Your goal: Leave out the pictures; transcribe all else exactly.

Source excerpt:
>>>

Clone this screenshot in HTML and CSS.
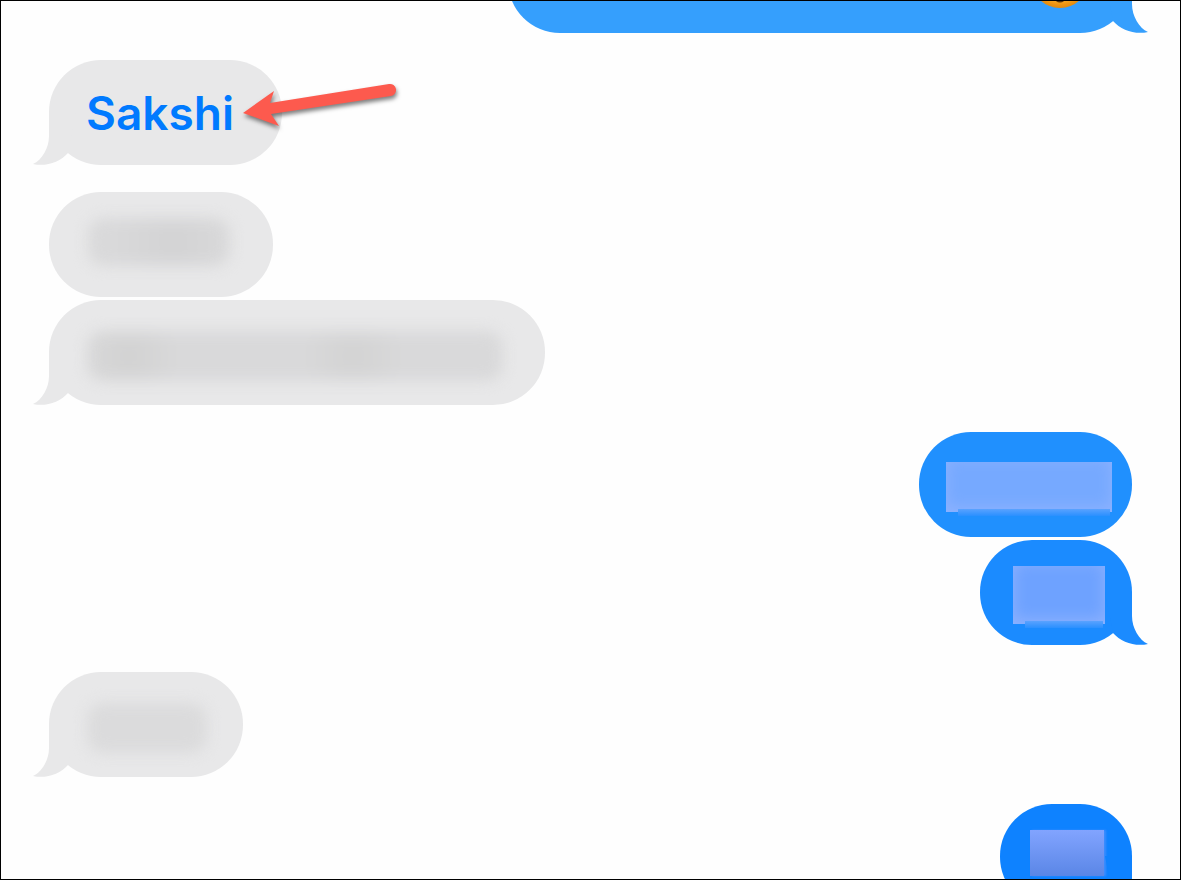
FILE: index.html
```html
<!DOCTYPE html>
<html lang="en">
<head>
    <meta charset="UTF-8">
    <meta name="viewport" content="width=device-width, initial-scale=1.0">
    <title>Messages</title>
    <link rel="stylesheet" href="styles.css">
</head>
<body>
<svg width="0" height="0" class="defs" aria-hidden="true">
    <symbol id="tail" viewBox="0 0 43 53">
        <path d="M16 0V24C16 36 9 48 0 52C13 55 27 50 35 41L43 0Z" fill="currentColor"/>
    </symbol>
</svg>
<main class="thread">
    <div class="group sent">
        <div class="bubble tone-1 long">
            <svg class="emoji" viewBox="0 0 58 58" aria-hidden="true">
                <defs>
                    <radialGradient id="face" cx="50%" cy="42%" r="58%">
                        <stop offset="70%" stop-color="#ffb92e"/>
                        <stop offset="90%" stop-color="#ee9412"/>
                        <stop offset="100%" stop-color="#e08a10"/>
                    </radialGradient>
                </defs>
                <circle cx="29" cy="29" r="29" fill="url(#face)"/>
                <circle cx="19" cy="22" r="4" fill="#5a3206"/>
                <circle cx="39" cy="22" r="4" fill="#5a3206"/>
                <path d="M18 42Q29 63 40 42Z" fill="#5a3206"/>
            </svg>
            <svg class="tail"><use href="#tail"/></svg>
        </div>
    </div>

    <div class="group received">
        <div class="bubble">
            <a href="#" class="mention">Sakshi</a>
            <svg class="tail"><use href="#tail"/></svg>
            <svg class="arrow" viewBox="0 0 165 56" aria-hidden="true">
                <path d="M3 33L34 11L30 23L149 4A6 6 0 0 1 151 16L31 34L39 46Z" fill="#fd5a4e"/>
            </svg>
        </div>
    </div>

    <div class="group received">
        <div class="bubble">
            <span class="blurred medium"></span>
        </div>
        <div class="bubble">
            <span class="blurred wide"></span>
            <svg class="tail"><use href="#tail"/></svg>
        </div>
    </div>

    <div class="group sent">
        <div class="bubble tone-2 roomy">
            <span class="blurred medium"></span>
        </div>
        <div class="bubble tone-3">
            <span class="blurred small"></span>
            <svg class="tail"><use href="#tail"/></svg>
        </div>
    </div>

    <div class="group received">
        <div class="bubble">
            <span class="blurred small"></span>
            <svg class="tail"><use href="#tail"/></svg>
        </div>
    </div>

    <div class="group sent">
        <div class="bubble tone-4">
            <span class="blurred tiny"></span>
            <svg class="tail"><use href="#tail"/></svg>
        </div>
    </div>
</main>
</body>
</html>
```
FILE: styles.css
```css
* {
    box-sizing: border-box;
}
body {
    margin: 0;
    height: 100vh;
    overflow: hidden;
    border: 1px solid #000;
    background-color: #fefefe;
    font-family: Inter, "Liberation Sans", sans-serif;
}
.defs {
    position: absolute;
}
/* scrolled so that the first message is cut by the top edge */
.thread {
    display: flex;
    flex-direction: column;
    gap: 27px;
    margin-top: -73px;
    padding: 0 48px;
}
.group {
    display: flex;
    flex-direction: column;
    align-items: flex-start;
    gap: 3px;
}
.sent {
    align-items: flex-end;
}
.bubble {
    position: relative;
    display: flex;
    align-items: flex-start;
    min-height: 105px;
    padding: 26px 37px 19px 33px;
    border-radius: 52px;
    color: #e8e8e9;
    background-color: currentColor;
}
.sent .bubble {
    padding: 26px 27px 19px 33px;
}
.sent .roomy {
    padding: 30px 20px 20px 27px;
}
.sent .long {
    width: 624px;
    max-width: 75%;
    justify-content: flex-end;
    padding: 22px 43px 25px;
}
.tone-1 {
    color: #359ffd;
}
.tone-2 {
    color: #2090fe;
}
.tone-3 {
    color: #1b8bff;
}
.tone-4 {
    color: #0e82ff;
}
.tail {
    position: absolute;
    left: -16px;
    bottom: 0;
    width: 43px;
    height: 53px;
}
.sent .tail {
    left: auto;
    right: -16px;
    transform: scaleX(-1);
}
.emoji {
    width: 58px;
    height: 58px;
}
.mention {
    padding: 0 11px 0 4px;
    font-size: 46px;
    font-weight: 600;
    line-height: 54px;
    color: #007aff;
    text-decoration: none;
}
.arrow {
    position: absolute;
    left: 191px;
    top: 20px;
    width: 165px;
    height: 56px;
    overflow: visible;
    filter: drop-shadow(1px 3px 2px rgba(0, 0, 0, 0.5));
}

/* hidden message text */
.blurred {
    position: relative;
    height: 60px;
}
.received .blurred::before {
    content: "";
    position: absolute;
    inset: 5px;
    border-radius: 16px;
    background-color: #d9d9da;
    filter: blur(7px);
}
.received .medium {
    width: 154px;
}
.received .medium::before {
    inset: 0 6px 12px;
    background-image: radial-gradient(circle at 60% 50%, #d3d3d4, transparent 60px);
}
.received .wide {
    width: 426px;
}
.received .wide::before {
    background-image: radial-gradient(circle at 10% 50%, #d2d2d2, transparent 50px), radial-gradient(circle at 64% 50%, #d3d3d3, transparent 50px);
}
.received .small {
    width: 130px;
    margin-right: -6px;
}
.received .small::before {
    background-color: #dbdbdc;
}
.sent .blurred {
    height: 58px;
    background-color: #6ea2ff;
    box-shadow: inset 0 -4px 16px #8fb3ff;
}
.sent .blurred::after {
    content: "";
    position: absolute;
    left: 12px;
    right: 2px;
    bottom: -4px;
    height: 7px;
    background: linear-gradient(#5aa2ff, #2a90ff);
}
.sent .medium {
    width: 166px;
    height: 50px;
    background-color: #76a9ff;
}
.sent .small {
    width: 92px;
}
.sent .tiny {
    width: 74px;
    height: 46px;
    margin-right: 1px;
    margin-left: -3px;
    background: linear-gradient(#82a4ff, #5a86e6);
    box-shadow: 2px 0 2px #3d8dff;
}
.sent .tiny::after {
    display: none;
}
```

<<<

Output:
Clone this screenshot in HTML and CSS.
FILE: index.html
```html
<!DOCTYPE html>
<html lang="en">
<head>
    <meta charset="UTF-8">
    <meta name="viewport" content="width=device-width, initial-scale=1.0">
    <title>Messages</title>
    <link rel="stylesheet" href="styles.css">
</head>
<body>
<svg width="0" height="0" class="defs" aria-hidden="true">
    <symbol id="tail" viewBox="0 0 43 53">
        <path d="M16 0V24C16 36 9 48 0 52C13 55 27 50 35 41L43 0Z" fill="currentColor"/>
    </symbol>
</svg>
<main class="thread">
    <div class="group sent">
        <div class="bubble tone-1 long">
            <svg class="emoji" viewBox="0 0 58 58" aria-hidden="true">
                <defs>
                    <radialGradient id="face" cx="50%" cy="42%" r="58%">
                        <stop offset="70%" stop-color="#ffb92e"/>
                        <stop offset="90%" stop-color="#ee9412"/>
                        <stop offset="100%" stop-color="#e08a10"/>
                    </radialGradient>
                </defs>
                <circle cx="29" cy="29" r="29" fill="url(#face)"/>
                <circle cx="19" cy="22" r="4" fill="#5a3206"/>
                <circle cx="39" cy="22" r="4" fill="#5a3206"/>
                <path d="M18 42Q29 63 40 42Z" fill="#5a3206"/>
            </svg>
            <svg class="tail"><use href="#tail"/></svg>
        </div>
    </div>

    <div class="group received">
        <div class="bubble">
            <a href="#" class="mention">Sakshi</a>
            <svg class="tail"><use href="#tail"/></svg>
            <svg class="arrow" viewBox="0 0 165 56" aria-hidden="true">
                <path d="M3 33L34 11L30 23L149 4A6 6 0 0 1 151 16L31 34L39 46Z" fill="#fd5a4e"/>
            </svg>
        </div>
    </div>

    <div class="group received">
        <div class="bubble">
            <span class="blurred medium"></span>
        </div>
        <div class="bubble">
            <span class="blurred wide"></span>
            <svg class="tail"><use href="#tail"/></svg>
        </div>
    </div>

    <div class="group sent">
        <div class="bubble tone-2 roomy">
            <span class="blurred medium"></span>
        </div>
        <div class="bubble tone-3">
            <span class="blurred small"></span>
            <svg class="tail"><use href="#tail"/></svg>
        </div>
    </div>

    <div class="group received">
        <div class="bubble">
            <span class="blurred small"></span>
            <svg class="tail"><use href="#tail"/></svg>
        </div>
    </div>

    <div class="group sent">
        <div class="bubble tone-4">
            <span class="blurred tiny"></span>
            <svg class="tail"><use href="#tail"/></svg>
        </div>
    </div>
</main>
</body>
</html>
```
FILE: styles.css
```css
* {
    box-sizing: border-box;
}
body {
    margin: 0;
    height: 100vh;
    overflow: hidden;
    border: 1px solid #000;
    background-color: #fefefe;
    font-family: Inter, "Liberation Sans", sans-serif;
}
.defs {
    position: absolute;
}
/* scrolled so that the first message is cut by the top edge */
.thread {
    display: flex;
    flex-direction: column;
    gap: 27px;
    margin-top: -73px;
    padding: 0 48px;
}
.group {
    display: flex;
    flex-direction: column;
    align-items: flex-start;
    gap: 3px;
}
.sent {
    align-items: flex-end;
}
.bubble {
    position: relative;
    display: flex;
    align-items: flex-start;
    min-height: 105px;
    padding: 26px 37px 19px 33px;
    border-radius: 52px;
    color: #e8e8e9;
    background-color: currentColor;
}
.sent .bubble {
    padding: 26px 27px 19px 33px;
}
.sent .roomy {
    padding: 30px 20px 20px 27px;
}
.sent .long {
    width: 624px;
    max-width: 75%;
    justify-content: flex-end;
    padding: 22px 43px 25px;
}
.tone-1 {
    color: #359ffd;
}
.tone-2 {
    color: #2090fe;
}
.tone-3 {
    color: #1b8bff;
}
.tone-4 {
    color: #0e82ff;
}
.tail {
    position: absolute;
    left: -16px;
    bottom: 0;
    width: 43px;
    height: 53px;
}
.sent .tail {
    left: auto;
    right: -16px;
    transform: scaleX(-1);
}
.emoji {
    width: 58px;
    height: 58px;
}
.mention {
    padding: 0 11px 0 4px;
    font-size: 46px;
    font-weight: 600;
    line-height: 54px;
    color: #007aff;
    text-decoration: none;
}
.arrow {
    position: absolute;
    left: 191px;
    top: 20px;
    width: 165px;
    height: 56px;
    overflow: visible;
    filter: drop-shadow(1px 3px 2px rgba(0, 0, 0, 0.5));
}

/* hidden message text */
.blurred {
    position: relative;
    height: 60px;
}
.received .blurred::before {
    content: "";
    position: absolute;
    inset: 5px;
    border-radius: 16px;
    background-color: #d9d9da;
    filter: blur(7px);
}
.received .medium {
    width: 154px;
}
.received .medium::before {
    inset: 0 6px 12px;
    background-image: radial-gradient(circle at 60% 50%, #d3d3d4, transparent 60px);
}
.received .wide {
    width: 426px;
}
.received .wide::before {
    background-image: radial-gradient(circle at 10% 50%, #d2d2d2, transparent 50px), radial-gradient(circle at 64% 50%, #d3d3d3, transparent 50px);
}
.received .small {
    width: 130px;
    margin-right: -6px;
}
.received .small::before {
    background-color: #dbdbdc;
}
.sent .blurred {
    height: 58px;
    background-color: #6ea2ff;
    box-shadow: inset 0 -4px 16px #8fb3ff;
}
.sent .blurred::after {
    content: "";
    position: absolute;
    left: 12px;
    right: 2px;
    bottom: -4px;
    height: 7px;
    background: linear-gradient(#5aa2ff, #2a90ff);
}
.sent .medium {
    width: 166px;
    height: 50px;
    background-color: #76a9ff;
}
.sent .small {
    width: 92px;
}
.sent .tiny {
    width: 74px;
    height: 46px;
    margin-right: 1px;
    margin-left: -3px;
    background: linear-gradient(#82a4ff, #5a86e6);
    box-shadow: 2px 0 2px #3d8dff;
}
.sent .tiny::after {
    display: none;
}
```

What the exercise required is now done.